• [What is asked]:
Going through the material below, please gather all lines with the word "React" in them.

• [Given data]:
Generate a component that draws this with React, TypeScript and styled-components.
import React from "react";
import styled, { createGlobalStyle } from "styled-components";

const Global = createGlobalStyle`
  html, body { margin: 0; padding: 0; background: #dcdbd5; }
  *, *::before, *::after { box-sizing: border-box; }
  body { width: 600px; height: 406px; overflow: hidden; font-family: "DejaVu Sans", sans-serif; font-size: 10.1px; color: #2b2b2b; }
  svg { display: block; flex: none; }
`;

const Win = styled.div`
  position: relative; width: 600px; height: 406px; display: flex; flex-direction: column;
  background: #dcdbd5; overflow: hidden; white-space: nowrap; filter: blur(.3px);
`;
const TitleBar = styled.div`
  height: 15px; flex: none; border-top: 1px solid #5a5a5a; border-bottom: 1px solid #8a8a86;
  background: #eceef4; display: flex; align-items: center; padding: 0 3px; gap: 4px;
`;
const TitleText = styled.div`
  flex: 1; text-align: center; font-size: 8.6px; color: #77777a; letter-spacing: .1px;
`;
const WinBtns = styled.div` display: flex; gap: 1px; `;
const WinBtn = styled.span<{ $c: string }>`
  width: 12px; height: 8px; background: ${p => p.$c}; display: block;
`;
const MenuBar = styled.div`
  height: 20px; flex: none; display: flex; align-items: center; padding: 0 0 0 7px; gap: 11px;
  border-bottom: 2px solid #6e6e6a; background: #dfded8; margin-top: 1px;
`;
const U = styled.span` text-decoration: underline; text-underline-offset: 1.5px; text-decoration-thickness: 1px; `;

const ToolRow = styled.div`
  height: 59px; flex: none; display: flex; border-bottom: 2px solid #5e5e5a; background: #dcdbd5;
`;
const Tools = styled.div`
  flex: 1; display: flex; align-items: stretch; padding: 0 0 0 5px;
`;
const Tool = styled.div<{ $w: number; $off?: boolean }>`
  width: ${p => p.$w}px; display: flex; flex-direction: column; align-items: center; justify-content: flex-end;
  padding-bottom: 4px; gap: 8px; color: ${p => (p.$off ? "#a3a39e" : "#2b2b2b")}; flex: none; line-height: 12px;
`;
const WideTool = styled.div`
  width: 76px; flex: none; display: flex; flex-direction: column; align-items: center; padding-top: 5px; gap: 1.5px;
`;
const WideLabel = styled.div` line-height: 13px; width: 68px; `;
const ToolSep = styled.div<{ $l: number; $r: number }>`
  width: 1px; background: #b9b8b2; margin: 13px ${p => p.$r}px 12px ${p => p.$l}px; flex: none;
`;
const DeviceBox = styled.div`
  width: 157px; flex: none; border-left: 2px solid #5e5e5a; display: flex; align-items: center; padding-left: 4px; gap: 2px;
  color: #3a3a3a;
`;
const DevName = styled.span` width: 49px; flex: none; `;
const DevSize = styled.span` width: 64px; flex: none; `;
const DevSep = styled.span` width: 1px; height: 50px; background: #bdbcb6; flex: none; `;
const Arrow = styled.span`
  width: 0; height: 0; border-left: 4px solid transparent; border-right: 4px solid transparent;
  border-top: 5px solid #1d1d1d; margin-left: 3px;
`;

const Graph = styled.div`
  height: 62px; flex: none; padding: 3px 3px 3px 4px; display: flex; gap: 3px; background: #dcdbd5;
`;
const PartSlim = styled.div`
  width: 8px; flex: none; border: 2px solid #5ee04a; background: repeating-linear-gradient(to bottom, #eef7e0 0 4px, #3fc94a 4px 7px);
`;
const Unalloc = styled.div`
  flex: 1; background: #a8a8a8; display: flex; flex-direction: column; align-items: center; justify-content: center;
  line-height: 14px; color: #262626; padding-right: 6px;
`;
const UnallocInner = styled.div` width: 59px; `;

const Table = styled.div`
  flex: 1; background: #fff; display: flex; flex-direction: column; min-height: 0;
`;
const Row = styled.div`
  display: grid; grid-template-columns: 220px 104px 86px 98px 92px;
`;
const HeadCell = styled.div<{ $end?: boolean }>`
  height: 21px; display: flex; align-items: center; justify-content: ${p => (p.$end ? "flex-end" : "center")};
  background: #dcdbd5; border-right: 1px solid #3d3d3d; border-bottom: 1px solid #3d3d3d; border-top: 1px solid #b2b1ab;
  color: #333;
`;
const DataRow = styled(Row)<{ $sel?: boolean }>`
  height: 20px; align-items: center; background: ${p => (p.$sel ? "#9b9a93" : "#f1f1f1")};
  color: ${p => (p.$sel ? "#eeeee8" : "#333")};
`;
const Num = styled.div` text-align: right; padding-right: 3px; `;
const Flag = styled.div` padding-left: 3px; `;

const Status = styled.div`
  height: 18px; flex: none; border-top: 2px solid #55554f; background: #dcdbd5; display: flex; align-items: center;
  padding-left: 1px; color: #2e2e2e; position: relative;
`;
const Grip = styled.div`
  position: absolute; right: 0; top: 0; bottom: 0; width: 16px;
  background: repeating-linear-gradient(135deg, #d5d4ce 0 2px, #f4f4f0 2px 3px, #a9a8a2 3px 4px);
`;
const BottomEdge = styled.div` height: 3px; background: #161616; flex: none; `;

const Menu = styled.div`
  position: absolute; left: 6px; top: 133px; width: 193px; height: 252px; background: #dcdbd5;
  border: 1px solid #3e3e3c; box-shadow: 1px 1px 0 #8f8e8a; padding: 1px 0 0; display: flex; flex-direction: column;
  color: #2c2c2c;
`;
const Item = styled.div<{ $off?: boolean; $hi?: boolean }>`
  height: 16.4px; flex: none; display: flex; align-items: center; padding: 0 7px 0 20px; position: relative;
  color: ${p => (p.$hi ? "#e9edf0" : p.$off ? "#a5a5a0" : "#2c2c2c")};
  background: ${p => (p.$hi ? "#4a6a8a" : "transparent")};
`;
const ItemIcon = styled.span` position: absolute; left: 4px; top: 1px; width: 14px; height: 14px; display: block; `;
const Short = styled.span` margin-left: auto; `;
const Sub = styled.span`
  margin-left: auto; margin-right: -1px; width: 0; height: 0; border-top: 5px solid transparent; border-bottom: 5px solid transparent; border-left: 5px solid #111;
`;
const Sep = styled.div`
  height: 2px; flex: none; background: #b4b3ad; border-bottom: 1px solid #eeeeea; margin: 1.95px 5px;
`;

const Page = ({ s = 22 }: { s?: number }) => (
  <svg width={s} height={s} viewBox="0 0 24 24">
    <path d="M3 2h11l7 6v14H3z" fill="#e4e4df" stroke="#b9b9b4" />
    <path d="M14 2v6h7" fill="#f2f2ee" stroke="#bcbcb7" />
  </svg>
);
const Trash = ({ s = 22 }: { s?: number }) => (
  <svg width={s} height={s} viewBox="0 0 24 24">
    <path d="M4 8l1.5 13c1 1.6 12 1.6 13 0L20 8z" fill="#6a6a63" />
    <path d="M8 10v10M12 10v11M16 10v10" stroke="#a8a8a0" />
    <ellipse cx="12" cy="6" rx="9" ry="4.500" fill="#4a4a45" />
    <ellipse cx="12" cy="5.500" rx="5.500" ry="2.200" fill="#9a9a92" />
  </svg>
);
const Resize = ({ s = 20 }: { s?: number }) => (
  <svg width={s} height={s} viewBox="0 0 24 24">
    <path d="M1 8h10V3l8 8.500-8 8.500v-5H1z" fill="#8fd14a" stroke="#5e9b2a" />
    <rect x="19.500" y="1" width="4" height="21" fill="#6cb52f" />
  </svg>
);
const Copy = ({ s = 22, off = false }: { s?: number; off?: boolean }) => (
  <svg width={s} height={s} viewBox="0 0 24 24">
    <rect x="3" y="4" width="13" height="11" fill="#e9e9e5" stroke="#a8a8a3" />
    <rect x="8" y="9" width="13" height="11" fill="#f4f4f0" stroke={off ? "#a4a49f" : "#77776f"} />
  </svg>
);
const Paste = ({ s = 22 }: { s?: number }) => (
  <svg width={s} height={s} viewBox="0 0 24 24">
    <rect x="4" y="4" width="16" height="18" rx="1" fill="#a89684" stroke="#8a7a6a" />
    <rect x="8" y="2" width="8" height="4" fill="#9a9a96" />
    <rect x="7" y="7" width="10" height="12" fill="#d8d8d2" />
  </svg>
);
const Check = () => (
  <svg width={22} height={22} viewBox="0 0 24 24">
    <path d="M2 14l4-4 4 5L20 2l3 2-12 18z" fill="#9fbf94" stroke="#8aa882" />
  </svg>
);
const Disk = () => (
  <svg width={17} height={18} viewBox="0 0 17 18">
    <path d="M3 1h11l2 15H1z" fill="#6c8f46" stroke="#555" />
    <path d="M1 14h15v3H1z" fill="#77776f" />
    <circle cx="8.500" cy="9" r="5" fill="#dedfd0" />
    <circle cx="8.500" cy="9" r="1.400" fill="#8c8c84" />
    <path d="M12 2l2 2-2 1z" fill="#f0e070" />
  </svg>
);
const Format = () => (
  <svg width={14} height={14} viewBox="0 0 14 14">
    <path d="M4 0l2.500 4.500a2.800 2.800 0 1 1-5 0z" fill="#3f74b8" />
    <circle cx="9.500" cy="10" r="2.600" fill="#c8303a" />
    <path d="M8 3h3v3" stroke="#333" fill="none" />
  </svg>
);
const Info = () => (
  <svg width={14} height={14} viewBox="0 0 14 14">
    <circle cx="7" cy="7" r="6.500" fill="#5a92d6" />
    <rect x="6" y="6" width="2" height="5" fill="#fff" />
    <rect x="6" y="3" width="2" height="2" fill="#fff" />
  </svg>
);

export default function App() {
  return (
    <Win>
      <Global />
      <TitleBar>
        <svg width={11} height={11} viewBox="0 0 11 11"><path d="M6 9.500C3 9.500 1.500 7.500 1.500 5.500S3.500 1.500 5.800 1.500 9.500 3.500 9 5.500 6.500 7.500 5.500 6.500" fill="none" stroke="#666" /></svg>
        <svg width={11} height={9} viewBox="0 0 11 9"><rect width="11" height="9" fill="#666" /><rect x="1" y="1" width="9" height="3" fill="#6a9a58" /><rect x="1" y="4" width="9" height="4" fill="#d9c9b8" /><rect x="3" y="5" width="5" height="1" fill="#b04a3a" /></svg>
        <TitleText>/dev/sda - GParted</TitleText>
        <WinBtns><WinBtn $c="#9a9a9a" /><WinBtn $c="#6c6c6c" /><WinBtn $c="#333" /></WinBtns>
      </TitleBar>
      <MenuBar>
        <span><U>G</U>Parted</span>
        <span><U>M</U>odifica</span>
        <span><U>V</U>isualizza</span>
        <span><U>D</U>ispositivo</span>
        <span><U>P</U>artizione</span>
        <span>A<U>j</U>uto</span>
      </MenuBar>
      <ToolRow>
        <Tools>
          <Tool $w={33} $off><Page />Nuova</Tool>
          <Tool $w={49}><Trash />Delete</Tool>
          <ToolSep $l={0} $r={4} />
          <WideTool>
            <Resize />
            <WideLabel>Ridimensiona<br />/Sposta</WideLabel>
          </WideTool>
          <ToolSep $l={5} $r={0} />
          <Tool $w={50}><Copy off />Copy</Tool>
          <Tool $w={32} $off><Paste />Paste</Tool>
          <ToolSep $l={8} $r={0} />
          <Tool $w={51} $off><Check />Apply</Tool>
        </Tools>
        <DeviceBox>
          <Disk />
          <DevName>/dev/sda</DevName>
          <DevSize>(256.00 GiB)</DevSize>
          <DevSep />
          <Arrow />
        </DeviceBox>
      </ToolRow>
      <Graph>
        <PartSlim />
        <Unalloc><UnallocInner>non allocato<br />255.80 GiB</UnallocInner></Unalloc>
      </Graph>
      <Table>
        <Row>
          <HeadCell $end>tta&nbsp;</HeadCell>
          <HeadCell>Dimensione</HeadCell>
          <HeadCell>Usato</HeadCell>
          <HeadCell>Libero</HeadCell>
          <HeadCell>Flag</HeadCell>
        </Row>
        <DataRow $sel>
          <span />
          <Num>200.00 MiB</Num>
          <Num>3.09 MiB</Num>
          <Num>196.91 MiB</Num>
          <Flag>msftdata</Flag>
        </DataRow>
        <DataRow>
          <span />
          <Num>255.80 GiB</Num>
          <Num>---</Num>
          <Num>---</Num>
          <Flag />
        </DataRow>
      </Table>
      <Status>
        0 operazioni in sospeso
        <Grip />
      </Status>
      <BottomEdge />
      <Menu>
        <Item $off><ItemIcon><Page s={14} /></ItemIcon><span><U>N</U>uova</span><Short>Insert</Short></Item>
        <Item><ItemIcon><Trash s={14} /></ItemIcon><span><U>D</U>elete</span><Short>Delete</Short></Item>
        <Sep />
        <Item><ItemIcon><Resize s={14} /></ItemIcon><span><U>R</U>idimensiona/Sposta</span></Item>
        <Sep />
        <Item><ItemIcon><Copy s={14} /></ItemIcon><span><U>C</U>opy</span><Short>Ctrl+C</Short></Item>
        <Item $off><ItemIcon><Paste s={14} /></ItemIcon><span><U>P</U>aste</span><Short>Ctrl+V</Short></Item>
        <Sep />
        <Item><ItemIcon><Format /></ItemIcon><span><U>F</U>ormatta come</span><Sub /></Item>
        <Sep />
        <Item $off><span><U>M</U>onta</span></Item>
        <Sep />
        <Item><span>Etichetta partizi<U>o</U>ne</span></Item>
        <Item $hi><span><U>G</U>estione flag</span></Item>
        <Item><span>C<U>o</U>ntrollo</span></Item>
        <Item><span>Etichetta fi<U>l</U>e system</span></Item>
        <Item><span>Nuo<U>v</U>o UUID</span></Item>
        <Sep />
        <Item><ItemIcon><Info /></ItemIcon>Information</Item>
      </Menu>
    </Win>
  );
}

• [Worked answer]:
Generate a component that draws this with React, TypeScript and styled-components.
import React from "react";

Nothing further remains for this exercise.